Ella quiere más perros, o más gatos, o más animales, más sensación de protección, y de que ellos mismos protegen, controlan, de que la realidad no se escurre entre los dedos ni los aplasta. El quiere menos, quizá porque tiene la presunción de que la realidad lleva la misma camisa todos los días, como parece que la lleva él aunque varíe de color, aunque lo que no parece es que lo tenga más claro que sus padres, Robert (Fermi Reixach) y María (Geraldine Chaplin), los cuáles no dudan en intentan suicidarse, aunque se olviden del crucial detalle de no cerrar la ventana abierta tras abrir la llave del gas. También la deja abierta Miquel, y se da la circunstancia de que uno de los gatos se cae. Una ventana abierta puede deparar accidentes o salvarte la vida. Son las incertidumbres de la vida. Quizá también se pueda decir que es la aleatoriedad la que prima. Pero no se puede encajonar la realidad, como si se fuera un ángel exterminador. La realidad se fuga, se rebela, se desmanda y hasta se desboca.
La realidad no es una chica colombiana, Ana (Martina Garcia) de vida precaria, lejos de la seguridad material en la que parece ya haberse apuntalado la vida, por llamarla de alguna manera, de Miquel. A la vez le atrae, como si fuera una fisura que colorea cual ornamento su vida demasiado apoltronada. Una ventana abierta, quizá para darle aire. Necesita reventar ese espacio interior ya revenido, y quizá aquella chica represente una ilusión de fuga.

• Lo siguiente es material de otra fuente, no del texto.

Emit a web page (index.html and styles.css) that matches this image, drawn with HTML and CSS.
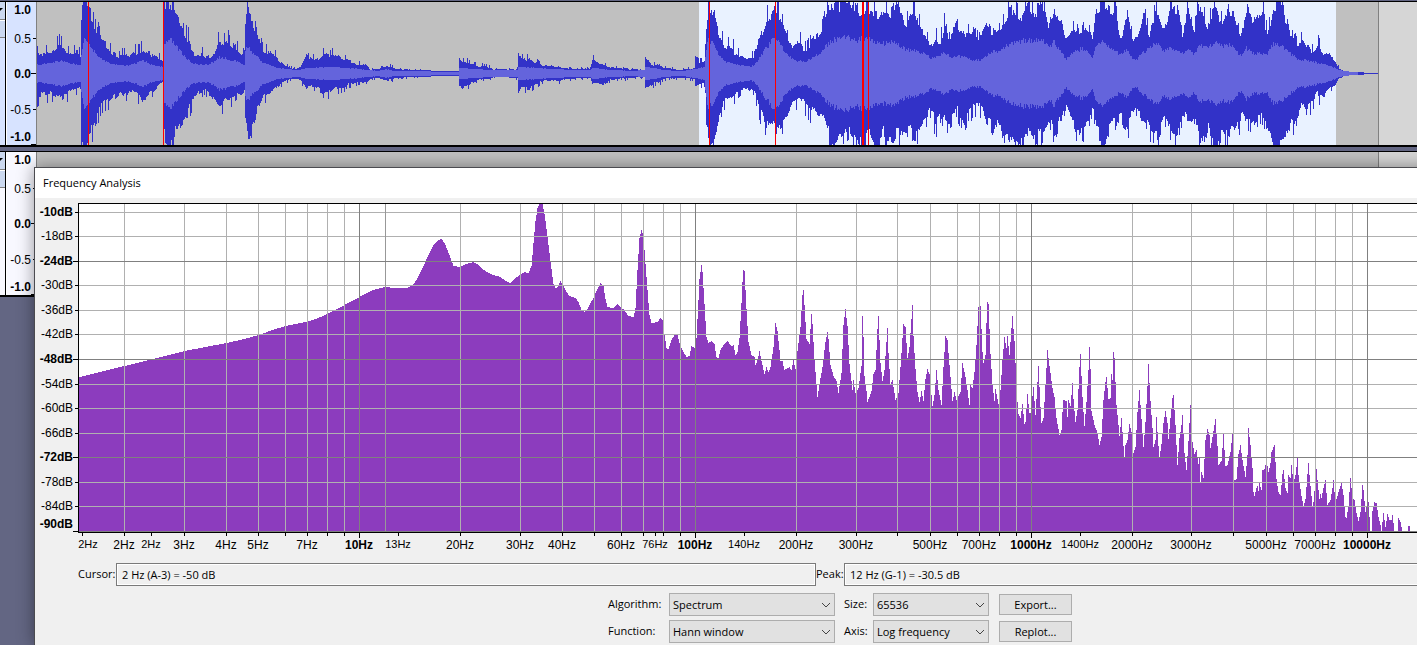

Algo que va más allá del deseo. Sientes que puedes ayudar, que influyes en la realidad, y esta le anima. Es como entrar en un túnel de lavados de coche. Por eso, será ahí cuando ella ya salga de su vida, corriendo, resbalando, huyendo. Porque ha sido un juguete pasajero en esa realidad en la que Miquel vive que ya parece sólo constituida por reflejos. Quizá por eso sus maneras sean torpes, como quien intenta acceder a una vitrina. En una sala de múltiples espejos de una feria es donde él recuerda cuál es su casilla, ese hogar de donde le echaron, o donde ambos buscaron, como también María con un amigo de su hijo, unas provisionales fugas. Pero fue una explosión, o animación, pasajera, una fisura que se puede disimular con una capa de pintura. Unas coreografías torpes, como si recordaran que también son animales, no seres atrapados en una jaula rodeados de animales que les recuerdan lo que ya no vibra en su encorsetada vida. No quita para que haya otros intentos de suicidio, y otros pasajeros estallidos.
Porque la narración asemeja a la metralla de una explosión ralentizada. Y su atmósfera tiene el extrañamiento que transpira (aunque sea aire retenido) la frase del padre, cuando dice que le resulta extraño cómo se puede querer. Quizá por eso su esposa no emite palabra alguna, aunque su boca a veces se abra como un gesto que dota de contorno a un vacío. Quizá por eso a veces él hable como un ventrílocuo, sin mover la boca, porque viven una vida paralizada que ya no siente voz propia, sólo el gas de la nada. Quizá por eso la hermana de Maria, Raquel (Ana Ycolbazeta) convierte la educación a su pequeña hija en una sesión continua de torturas, en las que el daño y el castigo siempre parecen prevalecer, sea de modo inconsciente o consciente, porque las fronteras son difusas, porque los personaje son saben, y se extrañan. Lo que sí tienen claro es que si llaman a la puerta, no abrirán, no sea que entra la consciencia de la realidad. Mejor guarecerse en esa mosquitera invisible que como buena cámara presurizada evita al menos escuchar los zumbidos molestos. No sea que tomen consciencia de que el zumbido surge de ellos mismos.